* [Task objective] Review the lines that follow and copy each one that contains the word "with".
[start of Source material]
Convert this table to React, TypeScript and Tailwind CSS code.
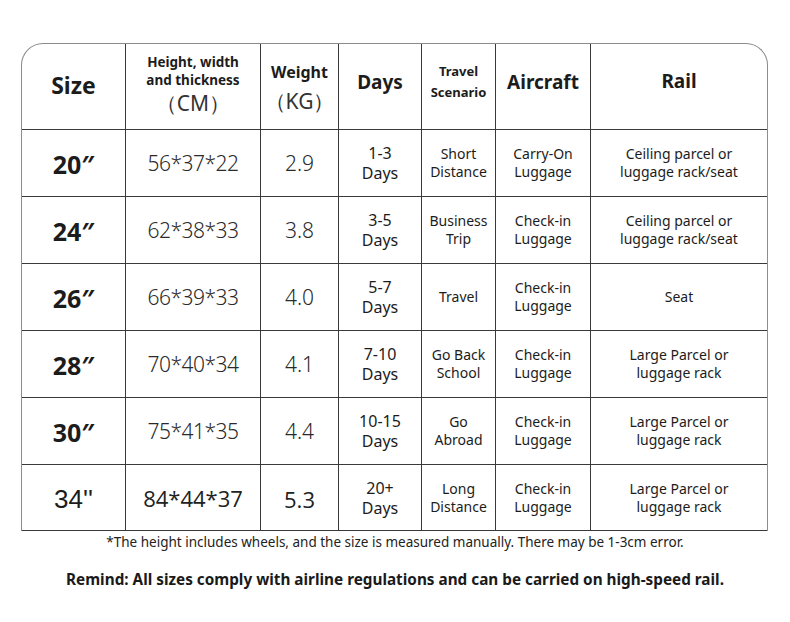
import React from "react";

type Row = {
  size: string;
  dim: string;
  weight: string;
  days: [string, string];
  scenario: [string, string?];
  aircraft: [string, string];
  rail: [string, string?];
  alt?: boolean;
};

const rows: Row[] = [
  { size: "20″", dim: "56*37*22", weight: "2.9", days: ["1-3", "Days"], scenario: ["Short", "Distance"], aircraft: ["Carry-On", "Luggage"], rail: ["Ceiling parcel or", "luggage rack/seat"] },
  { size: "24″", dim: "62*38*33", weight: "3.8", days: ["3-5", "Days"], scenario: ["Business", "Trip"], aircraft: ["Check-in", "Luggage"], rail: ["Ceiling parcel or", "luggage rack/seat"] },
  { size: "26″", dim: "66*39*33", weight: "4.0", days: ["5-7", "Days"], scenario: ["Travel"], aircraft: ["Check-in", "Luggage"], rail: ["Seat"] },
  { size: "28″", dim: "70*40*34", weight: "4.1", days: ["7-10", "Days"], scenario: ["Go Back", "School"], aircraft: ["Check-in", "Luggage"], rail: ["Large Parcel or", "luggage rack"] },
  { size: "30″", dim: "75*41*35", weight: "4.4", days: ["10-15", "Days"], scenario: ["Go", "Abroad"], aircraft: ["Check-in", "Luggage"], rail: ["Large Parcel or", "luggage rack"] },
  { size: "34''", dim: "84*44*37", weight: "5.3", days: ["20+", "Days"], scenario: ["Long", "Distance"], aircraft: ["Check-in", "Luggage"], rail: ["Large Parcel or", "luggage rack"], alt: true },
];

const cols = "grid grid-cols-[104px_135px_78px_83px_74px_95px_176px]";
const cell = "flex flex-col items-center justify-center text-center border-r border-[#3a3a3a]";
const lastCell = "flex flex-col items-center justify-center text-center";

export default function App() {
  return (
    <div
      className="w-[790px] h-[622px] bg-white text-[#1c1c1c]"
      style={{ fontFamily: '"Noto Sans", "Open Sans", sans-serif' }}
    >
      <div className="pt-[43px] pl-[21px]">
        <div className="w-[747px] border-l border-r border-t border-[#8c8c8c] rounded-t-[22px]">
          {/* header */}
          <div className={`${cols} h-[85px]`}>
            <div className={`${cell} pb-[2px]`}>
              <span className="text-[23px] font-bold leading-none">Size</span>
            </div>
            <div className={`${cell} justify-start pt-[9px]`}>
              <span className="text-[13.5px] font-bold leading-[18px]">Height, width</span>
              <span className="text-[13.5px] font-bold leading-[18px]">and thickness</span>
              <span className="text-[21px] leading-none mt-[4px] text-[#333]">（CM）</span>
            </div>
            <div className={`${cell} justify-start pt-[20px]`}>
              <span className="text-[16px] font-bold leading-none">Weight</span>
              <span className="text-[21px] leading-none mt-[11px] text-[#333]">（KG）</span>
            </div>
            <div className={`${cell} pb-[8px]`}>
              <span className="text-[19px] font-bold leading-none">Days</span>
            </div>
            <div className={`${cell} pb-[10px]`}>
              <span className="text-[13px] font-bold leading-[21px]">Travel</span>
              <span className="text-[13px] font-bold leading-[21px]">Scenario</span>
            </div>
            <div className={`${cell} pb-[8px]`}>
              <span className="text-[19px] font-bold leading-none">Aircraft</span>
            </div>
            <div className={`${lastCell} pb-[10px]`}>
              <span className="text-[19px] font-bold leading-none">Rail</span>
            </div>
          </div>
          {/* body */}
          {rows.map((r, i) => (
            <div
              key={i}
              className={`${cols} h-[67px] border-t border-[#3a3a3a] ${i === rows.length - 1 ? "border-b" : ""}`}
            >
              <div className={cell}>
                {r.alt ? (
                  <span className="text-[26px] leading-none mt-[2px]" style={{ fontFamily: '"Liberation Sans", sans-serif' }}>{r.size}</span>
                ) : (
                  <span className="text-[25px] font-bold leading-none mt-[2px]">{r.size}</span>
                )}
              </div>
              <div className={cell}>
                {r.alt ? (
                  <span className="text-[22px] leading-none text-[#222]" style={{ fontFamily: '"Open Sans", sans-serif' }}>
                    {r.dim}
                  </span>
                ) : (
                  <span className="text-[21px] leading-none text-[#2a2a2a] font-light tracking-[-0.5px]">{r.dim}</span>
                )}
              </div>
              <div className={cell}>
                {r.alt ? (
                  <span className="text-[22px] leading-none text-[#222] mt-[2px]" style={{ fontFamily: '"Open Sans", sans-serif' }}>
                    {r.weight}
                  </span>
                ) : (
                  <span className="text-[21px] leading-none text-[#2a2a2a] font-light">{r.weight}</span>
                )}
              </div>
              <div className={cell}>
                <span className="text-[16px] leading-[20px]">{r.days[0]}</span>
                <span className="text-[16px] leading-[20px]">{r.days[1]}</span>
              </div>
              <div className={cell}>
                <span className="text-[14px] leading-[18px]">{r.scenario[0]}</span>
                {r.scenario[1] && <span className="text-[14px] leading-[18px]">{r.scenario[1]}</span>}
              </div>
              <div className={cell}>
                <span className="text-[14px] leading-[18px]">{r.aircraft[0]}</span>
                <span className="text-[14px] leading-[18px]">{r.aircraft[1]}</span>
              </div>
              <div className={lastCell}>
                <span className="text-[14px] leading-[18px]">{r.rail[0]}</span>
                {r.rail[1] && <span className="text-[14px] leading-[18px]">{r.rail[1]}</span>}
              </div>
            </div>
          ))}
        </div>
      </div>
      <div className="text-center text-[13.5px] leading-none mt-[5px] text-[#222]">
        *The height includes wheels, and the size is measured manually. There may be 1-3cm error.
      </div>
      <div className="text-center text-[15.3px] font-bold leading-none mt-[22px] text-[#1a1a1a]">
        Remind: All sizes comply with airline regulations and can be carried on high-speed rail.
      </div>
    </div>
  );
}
[end of Source material]
[start of Source material]
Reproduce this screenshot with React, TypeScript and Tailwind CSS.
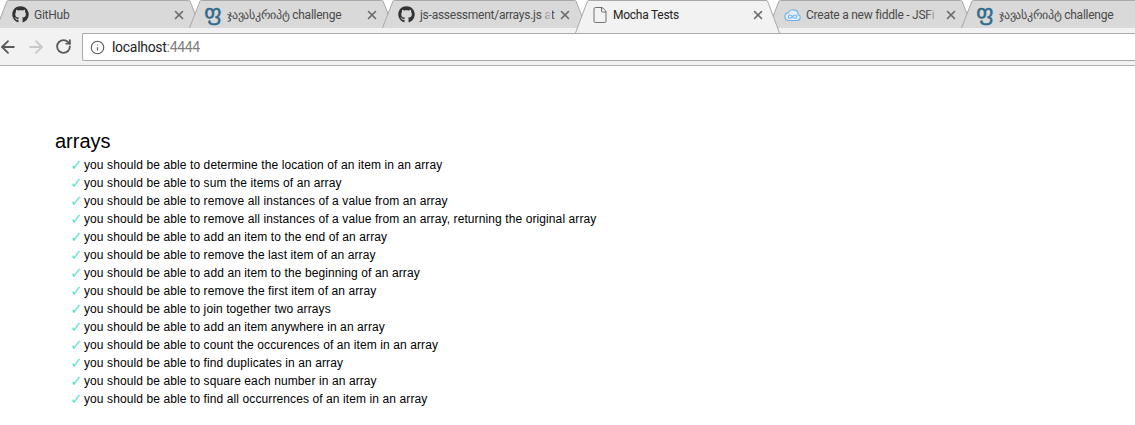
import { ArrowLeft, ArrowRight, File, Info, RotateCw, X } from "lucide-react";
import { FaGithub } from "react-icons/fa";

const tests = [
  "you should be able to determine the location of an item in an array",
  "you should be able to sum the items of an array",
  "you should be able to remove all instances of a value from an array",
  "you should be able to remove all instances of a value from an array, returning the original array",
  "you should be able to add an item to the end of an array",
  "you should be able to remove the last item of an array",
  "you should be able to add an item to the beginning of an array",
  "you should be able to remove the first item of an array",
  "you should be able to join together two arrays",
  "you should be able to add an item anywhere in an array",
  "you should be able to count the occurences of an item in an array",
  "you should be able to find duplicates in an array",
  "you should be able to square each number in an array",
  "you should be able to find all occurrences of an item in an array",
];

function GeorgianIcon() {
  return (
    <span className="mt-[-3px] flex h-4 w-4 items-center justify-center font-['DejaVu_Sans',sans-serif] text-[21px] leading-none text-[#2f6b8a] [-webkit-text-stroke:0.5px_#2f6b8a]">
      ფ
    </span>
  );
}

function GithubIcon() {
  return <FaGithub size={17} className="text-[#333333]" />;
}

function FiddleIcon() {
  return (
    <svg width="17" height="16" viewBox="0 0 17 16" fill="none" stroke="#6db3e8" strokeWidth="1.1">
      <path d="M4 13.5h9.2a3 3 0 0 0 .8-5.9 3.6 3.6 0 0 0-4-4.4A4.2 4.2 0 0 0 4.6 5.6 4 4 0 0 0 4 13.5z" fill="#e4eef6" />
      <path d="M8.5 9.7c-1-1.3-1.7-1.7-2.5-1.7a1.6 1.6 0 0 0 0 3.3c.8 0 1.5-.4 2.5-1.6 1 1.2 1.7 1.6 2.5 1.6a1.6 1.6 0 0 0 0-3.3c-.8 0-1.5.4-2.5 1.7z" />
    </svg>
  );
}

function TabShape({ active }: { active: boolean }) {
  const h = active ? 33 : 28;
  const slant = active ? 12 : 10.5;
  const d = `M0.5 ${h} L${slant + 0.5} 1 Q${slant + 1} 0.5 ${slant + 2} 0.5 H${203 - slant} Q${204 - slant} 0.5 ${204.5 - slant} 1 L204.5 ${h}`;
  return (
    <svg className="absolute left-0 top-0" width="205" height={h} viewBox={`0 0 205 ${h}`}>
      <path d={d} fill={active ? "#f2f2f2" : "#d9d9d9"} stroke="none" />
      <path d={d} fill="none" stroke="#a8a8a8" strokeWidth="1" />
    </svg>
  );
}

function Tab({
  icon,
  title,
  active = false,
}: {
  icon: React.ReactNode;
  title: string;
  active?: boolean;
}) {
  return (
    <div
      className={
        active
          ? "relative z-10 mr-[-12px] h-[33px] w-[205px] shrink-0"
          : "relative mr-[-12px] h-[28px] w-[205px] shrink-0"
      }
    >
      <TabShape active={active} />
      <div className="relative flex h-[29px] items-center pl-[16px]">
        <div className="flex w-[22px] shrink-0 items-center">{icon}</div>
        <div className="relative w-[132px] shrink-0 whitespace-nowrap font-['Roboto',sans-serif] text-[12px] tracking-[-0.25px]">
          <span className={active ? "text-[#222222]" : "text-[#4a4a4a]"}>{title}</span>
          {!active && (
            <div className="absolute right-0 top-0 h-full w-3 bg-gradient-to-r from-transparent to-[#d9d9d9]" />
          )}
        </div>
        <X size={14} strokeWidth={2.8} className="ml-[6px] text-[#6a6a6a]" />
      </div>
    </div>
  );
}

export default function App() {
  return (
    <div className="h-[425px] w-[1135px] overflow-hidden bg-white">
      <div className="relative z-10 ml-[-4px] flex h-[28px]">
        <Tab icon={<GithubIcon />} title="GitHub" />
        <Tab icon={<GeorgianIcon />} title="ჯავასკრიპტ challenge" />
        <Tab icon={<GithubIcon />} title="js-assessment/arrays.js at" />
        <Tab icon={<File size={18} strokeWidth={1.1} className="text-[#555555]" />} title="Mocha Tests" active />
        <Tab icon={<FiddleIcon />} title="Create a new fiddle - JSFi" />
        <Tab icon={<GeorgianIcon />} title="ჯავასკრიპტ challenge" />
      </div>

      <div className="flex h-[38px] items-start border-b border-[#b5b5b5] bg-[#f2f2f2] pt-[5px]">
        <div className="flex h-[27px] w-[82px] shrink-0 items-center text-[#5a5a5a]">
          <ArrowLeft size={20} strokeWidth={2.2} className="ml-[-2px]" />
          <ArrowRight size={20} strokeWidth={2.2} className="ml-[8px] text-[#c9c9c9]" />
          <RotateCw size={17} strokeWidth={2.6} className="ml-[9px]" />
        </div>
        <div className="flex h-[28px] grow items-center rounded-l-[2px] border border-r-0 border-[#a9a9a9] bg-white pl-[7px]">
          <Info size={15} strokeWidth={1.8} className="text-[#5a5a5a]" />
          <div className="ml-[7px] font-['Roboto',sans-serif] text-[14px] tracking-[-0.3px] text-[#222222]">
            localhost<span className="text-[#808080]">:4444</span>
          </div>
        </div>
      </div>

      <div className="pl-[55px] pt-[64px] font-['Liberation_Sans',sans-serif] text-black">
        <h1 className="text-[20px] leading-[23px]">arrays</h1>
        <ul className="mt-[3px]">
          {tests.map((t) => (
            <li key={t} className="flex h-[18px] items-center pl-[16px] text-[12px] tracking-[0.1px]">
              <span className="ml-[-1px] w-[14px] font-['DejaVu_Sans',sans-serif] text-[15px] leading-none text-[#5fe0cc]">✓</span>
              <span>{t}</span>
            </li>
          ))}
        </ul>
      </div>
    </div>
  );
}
[end of Source material]
* [Problem solution]
        Remind: All sizes comply with airline regulations and can be carried on high-speed rail.
Reproduce this screenshot with React, TypeScript and Tailwind CSS.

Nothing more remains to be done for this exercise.